To explore the hydrolysis behavior and internal rule of oxadiazole nitramide compounds, the natural bond orbit(NBO) charge distribution and lowest unoccupied molecular orbital (LUMO) orbital distribution of unstable oxadiazole nitramide compounds were analyzed by theoretical calculation. LUMO orbital coverage was found in the carbon center connected with the nitramide group, which was the possible reaction site and the NBO charge at this site was the highest in the molecule (usually around 0.7 a.u), which was the main factor leading to the occurrence of hydrolysis reaction.
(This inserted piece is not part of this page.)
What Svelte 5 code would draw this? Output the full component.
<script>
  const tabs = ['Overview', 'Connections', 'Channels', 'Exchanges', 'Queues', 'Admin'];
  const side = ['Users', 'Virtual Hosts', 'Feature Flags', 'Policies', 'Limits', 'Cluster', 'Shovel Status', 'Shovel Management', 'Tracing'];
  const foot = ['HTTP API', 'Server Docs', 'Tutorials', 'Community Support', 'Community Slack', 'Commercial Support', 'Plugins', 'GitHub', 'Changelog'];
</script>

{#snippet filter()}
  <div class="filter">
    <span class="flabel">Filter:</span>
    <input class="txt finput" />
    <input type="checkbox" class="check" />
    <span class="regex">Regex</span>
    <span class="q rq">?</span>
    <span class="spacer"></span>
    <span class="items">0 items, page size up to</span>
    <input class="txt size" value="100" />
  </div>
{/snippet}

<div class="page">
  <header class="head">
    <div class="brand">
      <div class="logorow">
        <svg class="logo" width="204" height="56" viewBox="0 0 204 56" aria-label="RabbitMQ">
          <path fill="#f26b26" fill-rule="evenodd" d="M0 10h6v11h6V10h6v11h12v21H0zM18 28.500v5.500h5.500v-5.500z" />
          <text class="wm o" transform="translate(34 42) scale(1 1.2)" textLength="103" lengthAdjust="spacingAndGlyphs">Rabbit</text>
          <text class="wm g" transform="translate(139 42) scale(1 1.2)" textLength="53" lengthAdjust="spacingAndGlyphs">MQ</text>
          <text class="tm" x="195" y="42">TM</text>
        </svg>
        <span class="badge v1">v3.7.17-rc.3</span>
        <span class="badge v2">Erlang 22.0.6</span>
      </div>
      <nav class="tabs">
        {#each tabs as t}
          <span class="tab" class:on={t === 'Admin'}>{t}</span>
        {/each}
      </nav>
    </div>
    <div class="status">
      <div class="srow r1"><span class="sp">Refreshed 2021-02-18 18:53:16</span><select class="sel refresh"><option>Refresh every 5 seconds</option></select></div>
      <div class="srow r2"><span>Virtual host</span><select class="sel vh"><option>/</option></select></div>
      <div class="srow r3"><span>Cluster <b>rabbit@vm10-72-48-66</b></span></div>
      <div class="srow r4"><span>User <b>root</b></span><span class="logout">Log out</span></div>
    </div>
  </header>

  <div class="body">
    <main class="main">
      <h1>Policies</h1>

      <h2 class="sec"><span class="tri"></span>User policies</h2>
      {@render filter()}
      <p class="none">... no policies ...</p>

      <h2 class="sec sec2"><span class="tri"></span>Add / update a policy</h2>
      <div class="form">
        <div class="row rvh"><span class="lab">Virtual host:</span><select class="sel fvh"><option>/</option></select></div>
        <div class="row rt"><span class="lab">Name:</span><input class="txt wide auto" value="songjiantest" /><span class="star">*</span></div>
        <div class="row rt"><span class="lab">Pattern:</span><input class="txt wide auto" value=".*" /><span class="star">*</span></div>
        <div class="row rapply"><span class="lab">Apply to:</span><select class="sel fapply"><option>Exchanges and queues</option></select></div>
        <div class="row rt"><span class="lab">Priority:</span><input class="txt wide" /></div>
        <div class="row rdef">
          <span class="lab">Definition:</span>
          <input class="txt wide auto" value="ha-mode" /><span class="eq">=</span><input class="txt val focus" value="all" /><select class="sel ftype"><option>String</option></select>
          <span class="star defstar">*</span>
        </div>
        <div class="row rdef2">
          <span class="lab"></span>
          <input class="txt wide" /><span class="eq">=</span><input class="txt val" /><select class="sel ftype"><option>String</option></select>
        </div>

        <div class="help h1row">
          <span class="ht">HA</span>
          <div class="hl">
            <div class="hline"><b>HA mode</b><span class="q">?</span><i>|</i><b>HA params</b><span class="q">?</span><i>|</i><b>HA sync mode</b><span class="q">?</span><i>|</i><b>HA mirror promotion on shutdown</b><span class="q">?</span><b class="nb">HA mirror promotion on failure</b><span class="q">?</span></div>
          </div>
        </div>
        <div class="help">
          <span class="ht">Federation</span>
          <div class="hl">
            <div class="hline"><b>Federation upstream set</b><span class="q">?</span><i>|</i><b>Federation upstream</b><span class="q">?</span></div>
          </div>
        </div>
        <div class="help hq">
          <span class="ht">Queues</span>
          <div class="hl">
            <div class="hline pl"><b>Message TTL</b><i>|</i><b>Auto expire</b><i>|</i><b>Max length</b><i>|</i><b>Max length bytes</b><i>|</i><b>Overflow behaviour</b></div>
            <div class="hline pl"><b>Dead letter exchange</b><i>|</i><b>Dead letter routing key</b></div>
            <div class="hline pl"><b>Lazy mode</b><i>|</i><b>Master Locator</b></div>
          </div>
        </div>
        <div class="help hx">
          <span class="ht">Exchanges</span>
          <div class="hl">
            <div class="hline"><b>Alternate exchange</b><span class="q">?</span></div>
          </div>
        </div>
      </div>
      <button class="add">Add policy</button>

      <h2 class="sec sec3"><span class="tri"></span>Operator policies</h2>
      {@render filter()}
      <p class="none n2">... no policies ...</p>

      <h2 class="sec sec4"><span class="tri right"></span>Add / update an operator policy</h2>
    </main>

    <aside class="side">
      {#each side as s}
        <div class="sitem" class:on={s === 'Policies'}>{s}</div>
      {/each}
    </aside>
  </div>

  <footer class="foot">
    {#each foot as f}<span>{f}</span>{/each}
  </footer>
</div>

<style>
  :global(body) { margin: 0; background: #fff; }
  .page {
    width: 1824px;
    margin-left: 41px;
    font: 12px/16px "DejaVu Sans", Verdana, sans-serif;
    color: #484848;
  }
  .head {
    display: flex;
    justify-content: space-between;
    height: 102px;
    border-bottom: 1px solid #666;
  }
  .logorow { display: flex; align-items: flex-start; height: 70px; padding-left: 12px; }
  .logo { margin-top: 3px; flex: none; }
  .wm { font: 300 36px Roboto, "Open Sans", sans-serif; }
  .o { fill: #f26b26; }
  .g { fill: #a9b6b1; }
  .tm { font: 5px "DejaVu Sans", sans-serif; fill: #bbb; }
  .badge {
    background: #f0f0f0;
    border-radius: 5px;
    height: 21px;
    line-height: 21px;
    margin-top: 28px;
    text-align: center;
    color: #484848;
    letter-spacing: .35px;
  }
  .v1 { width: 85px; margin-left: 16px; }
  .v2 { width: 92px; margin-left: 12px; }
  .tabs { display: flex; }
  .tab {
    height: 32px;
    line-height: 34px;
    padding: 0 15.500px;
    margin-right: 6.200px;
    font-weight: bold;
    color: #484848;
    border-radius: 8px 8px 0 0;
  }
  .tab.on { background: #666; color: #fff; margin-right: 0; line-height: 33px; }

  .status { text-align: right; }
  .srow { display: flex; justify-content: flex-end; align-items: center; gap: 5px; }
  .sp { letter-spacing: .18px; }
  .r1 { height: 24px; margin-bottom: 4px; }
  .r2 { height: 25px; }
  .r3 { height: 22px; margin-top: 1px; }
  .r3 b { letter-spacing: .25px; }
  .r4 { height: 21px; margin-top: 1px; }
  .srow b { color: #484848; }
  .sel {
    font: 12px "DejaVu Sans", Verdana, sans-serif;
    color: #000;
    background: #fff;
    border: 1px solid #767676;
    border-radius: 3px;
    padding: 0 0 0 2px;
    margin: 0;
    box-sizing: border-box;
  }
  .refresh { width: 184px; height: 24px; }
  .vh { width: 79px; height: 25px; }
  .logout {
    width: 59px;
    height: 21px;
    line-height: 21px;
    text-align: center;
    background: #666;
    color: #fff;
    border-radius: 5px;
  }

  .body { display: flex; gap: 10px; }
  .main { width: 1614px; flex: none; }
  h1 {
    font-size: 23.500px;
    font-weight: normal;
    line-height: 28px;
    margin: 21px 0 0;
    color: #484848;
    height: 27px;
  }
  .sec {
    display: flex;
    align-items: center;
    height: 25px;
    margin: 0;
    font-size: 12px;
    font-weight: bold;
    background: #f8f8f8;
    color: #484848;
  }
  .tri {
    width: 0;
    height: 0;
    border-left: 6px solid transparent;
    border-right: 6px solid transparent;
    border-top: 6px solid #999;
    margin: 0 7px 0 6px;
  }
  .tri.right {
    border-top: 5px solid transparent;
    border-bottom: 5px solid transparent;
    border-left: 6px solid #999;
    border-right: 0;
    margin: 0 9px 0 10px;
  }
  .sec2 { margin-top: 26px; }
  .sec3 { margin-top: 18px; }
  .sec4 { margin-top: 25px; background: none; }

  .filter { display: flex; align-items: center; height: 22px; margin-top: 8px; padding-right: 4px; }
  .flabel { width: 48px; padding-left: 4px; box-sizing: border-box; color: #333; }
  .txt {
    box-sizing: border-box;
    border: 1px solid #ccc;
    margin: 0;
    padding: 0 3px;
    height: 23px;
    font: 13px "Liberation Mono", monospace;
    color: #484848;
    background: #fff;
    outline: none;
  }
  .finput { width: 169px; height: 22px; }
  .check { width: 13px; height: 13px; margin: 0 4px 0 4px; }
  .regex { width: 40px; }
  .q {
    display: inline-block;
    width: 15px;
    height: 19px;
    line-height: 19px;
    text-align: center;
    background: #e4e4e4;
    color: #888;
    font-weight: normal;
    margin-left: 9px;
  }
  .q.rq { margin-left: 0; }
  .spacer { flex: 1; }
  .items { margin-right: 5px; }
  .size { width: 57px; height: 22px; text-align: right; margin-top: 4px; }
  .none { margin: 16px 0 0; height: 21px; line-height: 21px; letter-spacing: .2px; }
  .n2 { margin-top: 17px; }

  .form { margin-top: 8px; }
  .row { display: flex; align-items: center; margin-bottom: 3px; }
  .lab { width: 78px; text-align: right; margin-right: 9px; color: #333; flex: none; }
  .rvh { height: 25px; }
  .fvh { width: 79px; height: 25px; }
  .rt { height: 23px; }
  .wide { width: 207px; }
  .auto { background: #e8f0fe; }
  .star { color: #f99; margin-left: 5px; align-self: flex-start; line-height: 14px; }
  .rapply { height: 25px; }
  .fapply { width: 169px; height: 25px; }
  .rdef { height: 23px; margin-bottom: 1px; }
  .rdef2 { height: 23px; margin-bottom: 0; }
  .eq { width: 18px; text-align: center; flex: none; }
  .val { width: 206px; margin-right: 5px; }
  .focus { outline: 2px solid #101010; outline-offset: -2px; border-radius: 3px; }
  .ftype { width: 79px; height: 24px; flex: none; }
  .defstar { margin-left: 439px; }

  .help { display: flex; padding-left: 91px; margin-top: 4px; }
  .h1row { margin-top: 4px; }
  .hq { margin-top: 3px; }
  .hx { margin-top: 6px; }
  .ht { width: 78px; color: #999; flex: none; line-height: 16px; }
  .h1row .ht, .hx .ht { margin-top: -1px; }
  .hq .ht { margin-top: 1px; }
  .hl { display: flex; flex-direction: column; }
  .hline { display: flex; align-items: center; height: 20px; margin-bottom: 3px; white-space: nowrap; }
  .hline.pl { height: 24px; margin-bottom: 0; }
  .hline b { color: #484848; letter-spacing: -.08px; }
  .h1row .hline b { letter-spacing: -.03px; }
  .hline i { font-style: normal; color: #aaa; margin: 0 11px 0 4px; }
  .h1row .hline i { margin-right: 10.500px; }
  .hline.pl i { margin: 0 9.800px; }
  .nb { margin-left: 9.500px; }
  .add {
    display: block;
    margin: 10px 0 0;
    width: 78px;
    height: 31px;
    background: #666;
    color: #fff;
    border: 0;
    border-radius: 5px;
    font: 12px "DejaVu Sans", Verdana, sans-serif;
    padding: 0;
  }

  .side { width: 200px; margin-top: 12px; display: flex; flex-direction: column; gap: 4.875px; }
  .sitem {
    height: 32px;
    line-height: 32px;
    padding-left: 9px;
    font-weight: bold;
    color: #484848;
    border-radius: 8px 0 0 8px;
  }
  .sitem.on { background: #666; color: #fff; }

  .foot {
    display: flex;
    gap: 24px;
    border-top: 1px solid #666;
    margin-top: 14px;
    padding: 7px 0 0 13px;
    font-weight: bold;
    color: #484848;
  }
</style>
Based on this consequence, the hydrolysis reactions of N, N'-([3, 3'-bi(1, 2, 4-oxadiazole)]-5, 5'-diyl)dinitramide and N, N'-([2, 2'-bi(1, 3, 4-oxadiazole)]-5, 5'-diyl)dinitramide (ICM-101) compounds were successfully predicted. The hydrolysis products [3, 3'-bi(1, 2, 4-oxadiazole)]-5, 5'(4H, 4'H)-dione and [2, 2'-bi(1, 3, 4-oxadiazole)]-5, 5'(4H, 4'H)-dione were obtained by hydrolysis experiments in boiling water. Then the corresponding structures were characterized, the site of hydrolysis reaction was identified, and the mechanism of hydrolysis reaction was elucidated. Using the method of structural equivalence, the order of the hydrolysis activity of azole nitramide compounds was put forward as follows: furazan < 3-substituted-1, 2, 4-oxadiazole < 1, 2, 4-triazole < 1, 3, 4-oxadiazole < 5-substituted-1, 2, 4-oxadiazole.